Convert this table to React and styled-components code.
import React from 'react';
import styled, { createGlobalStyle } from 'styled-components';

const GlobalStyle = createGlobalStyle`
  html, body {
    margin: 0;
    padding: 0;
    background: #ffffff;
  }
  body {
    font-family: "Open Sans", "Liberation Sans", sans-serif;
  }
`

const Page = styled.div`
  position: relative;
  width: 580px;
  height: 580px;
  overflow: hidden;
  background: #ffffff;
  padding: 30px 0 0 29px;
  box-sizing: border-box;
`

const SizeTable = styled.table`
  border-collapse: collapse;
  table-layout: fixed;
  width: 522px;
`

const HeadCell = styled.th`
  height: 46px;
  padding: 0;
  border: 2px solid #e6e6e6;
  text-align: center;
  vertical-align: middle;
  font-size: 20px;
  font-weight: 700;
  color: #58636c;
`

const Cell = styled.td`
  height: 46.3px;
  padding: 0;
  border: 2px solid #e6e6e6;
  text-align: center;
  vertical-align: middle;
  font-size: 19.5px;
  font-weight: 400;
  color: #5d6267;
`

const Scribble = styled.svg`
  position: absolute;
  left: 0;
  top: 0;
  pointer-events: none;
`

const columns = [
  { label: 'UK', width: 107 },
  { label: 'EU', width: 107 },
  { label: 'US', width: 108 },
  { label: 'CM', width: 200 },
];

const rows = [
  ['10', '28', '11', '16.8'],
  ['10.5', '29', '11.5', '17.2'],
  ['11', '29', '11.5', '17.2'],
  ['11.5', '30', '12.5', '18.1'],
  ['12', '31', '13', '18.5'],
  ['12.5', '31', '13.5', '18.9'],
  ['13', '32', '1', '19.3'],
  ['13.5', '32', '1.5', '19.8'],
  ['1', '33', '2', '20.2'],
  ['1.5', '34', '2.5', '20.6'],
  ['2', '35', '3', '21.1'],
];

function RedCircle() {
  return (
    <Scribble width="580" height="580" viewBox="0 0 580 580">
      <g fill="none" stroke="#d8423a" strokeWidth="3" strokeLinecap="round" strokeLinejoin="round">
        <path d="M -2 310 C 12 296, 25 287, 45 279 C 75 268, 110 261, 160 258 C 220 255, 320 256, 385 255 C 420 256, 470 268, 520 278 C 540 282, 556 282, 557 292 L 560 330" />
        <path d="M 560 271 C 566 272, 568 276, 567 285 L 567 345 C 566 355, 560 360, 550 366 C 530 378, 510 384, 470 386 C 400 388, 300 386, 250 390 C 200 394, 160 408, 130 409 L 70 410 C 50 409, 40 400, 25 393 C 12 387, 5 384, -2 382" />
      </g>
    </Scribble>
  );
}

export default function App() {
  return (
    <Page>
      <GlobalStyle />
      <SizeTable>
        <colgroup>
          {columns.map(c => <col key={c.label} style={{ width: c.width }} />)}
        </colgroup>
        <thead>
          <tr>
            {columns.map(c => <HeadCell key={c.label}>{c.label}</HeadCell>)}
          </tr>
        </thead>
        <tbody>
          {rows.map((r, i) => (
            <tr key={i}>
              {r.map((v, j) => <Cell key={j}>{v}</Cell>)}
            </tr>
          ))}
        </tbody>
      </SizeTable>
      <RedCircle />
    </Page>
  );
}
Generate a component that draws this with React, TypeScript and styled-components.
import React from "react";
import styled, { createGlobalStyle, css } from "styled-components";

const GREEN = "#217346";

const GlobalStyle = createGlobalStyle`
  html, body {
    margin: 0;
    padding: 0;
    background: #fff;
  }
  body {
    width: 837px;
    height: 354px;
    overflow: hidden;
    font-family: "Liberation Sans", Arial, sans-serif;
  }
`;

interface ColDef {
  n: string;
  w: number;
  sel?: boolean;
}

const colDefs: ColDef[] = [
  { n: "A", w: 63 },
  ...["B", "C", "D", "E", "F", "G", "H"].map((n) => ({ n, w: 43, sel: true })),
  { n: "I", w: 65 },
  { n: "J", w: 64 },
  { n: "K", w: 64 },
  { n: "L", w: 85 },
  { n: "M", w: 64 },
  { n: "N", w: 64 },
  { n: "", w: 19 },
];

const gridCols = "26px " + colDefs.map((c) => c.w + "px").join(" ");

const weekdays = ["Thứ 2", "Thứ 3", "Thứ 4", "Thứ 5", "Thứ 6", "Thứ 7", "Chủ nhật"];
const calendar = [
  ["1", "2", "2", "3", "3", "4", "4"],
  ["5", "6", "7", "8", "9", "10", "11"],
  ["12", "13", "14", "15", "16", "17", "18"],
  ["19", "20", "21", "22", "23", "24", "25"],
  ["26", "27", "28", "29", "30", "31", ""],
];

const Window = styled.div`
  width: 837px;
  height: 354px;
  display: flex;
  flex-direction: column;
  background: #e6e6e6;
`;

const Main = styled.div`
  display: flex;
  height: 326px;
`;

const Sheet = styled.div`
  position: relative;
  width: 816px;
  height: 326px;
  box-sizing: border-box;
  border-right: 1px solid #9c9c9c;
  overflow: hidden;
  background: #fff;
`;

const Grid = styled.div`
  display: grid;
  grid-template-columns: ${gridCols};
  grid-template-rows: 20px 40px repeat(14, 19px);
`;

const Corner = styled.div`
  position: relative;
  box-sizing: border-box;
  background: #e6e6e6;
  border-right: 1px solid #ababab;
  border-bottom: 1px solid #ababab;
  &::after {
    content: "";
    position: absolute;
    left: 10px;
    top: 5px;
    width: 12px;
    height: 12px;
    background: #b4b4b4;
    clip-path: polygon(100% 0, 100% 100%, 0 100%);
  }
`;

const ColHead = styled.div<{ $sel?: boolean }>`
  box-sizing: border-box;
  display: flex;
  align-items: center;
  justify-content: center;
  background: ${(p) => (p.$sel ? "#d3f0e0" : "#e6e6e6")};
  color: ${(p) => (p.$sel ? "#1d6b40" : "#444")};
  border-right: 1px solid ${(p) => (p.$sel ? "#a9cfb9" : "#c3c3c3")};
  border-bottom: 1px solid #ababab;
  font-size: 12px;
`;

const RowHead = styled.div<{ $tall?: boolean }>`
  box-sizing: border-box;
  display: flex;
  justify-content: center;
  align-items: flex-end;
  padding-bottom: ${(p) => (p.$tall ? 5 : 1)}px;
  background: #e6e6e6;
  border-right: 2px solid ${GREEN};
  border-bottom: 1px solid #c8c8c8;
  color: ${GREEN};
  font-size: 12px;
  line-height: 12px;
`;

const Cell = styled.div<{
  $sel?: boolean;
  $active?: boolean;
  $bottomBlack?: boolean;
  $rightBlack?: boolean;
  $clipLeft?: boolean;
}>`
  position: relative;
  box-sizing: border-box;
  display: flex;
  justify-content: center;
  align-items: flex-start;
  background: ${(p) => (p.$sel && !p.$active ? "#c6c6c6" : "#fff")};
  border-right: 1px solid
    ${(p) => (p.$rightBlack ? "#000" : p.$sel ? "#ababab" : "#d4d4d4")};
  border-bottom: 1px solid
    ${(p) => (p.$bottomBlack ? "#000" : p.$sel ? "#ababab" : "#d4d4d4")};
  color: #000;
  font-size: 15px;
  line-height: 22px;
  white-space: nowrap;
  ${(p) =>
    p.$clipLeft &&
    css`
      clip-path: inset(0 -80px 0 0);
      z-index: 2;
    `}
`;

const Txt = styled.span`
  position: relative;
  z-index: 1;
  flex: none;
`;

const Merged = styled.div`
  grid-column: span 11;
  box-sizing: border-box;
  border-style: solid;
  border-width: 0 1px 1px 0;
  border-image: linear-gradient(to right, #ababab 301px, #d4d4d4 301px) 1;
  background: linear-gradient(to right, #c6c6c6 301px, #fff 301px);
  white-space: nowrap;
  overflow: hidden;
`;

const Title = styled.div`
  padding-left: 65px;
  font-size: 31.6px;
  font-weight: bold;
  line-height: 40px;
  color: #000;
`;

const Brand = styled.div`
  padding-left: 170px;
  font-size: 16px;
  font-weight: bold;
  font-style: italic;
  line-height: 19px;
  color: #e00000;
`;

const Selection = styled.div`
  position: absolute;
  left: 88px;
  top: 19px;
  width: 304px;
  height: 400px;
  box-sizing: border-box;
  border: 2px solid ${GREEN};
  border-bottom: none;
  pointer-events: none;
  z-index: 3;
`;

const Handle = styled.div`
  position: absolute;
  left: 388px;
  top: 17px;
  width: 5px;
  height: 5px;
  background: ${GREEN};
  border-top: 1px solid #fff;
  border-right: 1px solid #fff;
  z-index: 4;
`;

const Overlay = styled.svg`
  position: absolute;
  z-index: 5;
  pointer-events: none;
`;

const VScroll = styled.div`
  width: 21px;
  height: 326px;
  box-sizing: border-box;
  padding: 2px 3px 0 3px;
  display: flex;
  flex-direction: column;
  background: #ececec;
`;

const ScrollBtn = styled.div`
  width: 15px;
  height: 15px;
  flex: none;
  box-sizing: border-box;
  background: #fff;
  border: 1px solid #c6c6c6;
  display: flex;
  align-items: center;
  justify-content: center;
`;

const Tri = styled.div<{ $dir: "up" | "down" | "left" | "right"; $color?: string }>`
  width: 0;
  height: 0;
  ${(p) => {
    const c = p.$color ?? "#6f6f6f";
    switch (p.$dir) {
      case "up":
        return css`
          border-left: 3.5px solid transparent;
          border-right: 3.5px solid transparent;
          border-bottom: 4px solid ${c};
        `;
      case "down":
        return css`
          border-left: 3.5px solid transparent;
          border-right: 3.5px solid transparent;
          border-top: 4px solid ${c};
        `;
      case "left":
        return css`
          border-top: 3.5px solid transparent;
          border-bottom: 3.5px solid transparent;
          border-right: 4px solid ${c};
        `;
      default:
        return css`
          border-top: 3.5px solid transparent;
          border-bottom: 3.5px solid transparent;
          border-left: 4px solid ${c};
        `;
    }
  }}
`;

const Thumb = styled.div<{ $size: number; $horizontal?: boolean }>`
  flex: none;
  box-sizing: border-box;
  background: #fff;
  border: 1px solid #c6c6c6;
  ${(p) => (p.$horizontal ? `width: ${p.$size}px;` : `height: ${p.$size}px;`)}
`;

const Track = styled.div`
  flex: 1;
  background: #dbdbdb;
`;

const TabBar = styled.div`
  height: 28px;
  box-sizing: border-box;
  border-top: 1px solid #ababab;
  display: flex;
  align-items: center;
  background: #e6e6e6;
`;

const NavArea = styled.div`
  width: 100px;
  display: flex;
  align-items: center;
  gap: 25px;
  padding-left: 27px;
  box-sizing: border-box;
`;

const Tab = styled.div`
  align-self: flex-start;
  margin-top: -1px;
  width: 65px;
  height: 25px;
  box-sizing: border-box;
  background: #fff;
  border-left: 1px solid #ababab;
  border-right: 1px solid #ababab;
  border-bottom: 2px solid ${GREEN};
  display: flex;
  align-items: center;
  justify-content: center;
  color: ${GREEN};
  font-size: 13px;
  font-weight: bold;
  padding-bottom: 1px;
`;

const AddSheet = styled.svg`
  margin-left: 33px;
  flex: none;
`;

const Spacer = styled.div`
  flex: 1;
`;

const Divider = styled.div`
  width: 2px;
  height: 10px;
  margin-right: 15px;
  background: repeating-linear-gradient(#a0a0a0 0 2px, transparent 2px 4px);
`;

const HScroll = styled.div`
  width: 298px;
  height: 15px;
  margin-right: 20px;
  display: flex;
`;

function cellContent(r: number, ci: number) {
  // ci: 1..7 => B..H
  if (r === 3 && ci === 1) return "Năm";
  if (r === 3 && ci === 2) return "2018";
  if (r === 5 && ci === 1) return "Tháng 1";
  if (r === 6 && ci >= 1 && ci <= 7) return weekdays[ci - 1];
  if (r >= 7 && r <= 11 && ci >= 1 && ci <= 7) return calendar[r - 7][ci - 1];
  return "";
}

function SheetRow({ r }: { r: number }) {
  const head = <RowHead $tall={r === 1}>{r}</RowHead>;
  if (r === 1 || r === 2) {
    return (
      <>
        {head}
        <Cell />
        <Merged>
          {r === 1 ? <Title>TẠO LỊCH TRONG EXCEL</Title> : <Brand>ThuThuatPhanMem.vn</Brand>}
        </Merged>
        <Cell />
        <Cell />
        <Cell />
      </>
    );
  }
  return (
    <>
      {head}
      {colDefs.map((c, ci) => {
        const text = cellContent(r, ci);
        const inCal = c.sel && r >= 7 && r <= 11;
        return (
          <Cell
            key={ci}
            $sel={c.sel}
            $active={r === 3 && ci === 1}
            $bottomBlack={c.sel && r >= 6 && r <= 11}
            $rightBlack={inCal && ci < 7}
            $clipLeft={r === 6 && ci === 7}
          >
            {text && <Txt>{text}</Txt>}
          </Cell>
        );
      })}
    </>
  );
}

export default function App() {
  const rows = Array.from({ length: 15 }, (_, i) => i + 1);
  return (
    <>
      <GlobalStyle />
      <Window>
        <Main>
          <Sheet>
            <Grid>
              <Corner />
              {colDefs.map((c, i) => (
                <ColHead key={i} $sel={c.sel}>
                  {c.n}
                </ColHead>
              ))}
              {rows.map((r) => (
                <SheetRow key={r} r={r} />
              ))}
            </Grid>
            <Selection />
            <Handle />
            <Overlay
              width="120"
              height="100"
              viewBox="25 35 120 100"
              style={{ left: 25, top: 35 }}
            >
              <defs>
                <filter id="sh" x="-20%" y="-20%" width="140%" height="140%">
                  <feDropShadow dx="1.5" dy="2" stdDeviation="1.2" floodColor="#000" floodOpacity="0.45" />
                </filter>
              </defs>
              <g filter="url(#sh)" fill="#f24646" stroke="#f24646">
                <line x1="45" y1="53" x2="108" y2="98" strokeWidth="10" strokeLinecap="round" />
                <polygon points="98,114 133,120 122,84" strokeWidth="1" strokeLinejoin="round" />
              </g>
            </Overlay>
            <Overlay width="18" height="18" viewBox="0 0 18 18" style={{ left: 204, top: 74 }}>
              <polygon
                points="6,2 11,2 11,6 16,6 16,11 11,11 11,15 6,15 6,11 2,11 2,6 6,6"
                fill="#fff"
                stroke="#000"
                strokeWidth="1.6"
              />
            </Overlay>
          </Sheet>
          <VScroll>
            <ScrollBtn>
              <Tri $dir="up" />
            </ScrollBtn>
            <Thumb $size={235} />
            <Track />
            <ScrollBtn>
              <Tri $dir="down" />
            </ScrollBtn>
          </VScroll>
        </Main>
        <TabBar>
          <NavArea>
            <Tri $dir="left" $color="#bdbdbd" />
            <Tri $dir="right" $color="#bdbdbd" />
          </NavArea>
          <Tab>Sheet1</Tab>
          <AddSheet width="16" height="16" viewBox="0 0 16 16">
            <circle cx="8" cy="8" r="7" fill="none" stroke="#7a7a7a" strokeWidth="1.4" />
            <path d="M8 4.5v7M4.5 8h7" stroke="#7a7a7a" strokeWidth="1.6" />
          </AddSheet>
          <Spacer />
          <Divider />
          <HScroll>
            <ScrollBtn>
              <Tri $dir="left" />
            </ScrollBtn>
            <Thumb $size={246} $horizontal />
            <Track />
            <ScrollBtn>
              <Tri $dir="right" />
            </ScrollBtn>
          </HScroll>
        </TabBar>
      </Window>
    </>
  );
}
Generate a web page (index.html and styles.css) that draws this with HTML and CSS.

> [GIVEN TASK]:
Using the listing, collect all lines in which the string "draws" is found.

> [CORRECT RESPONSE]:
Generate a component that draws this with React, TypeScript and styled-components.
Generate a web page (index.html and styles.css) that draws this with HTML and CSS.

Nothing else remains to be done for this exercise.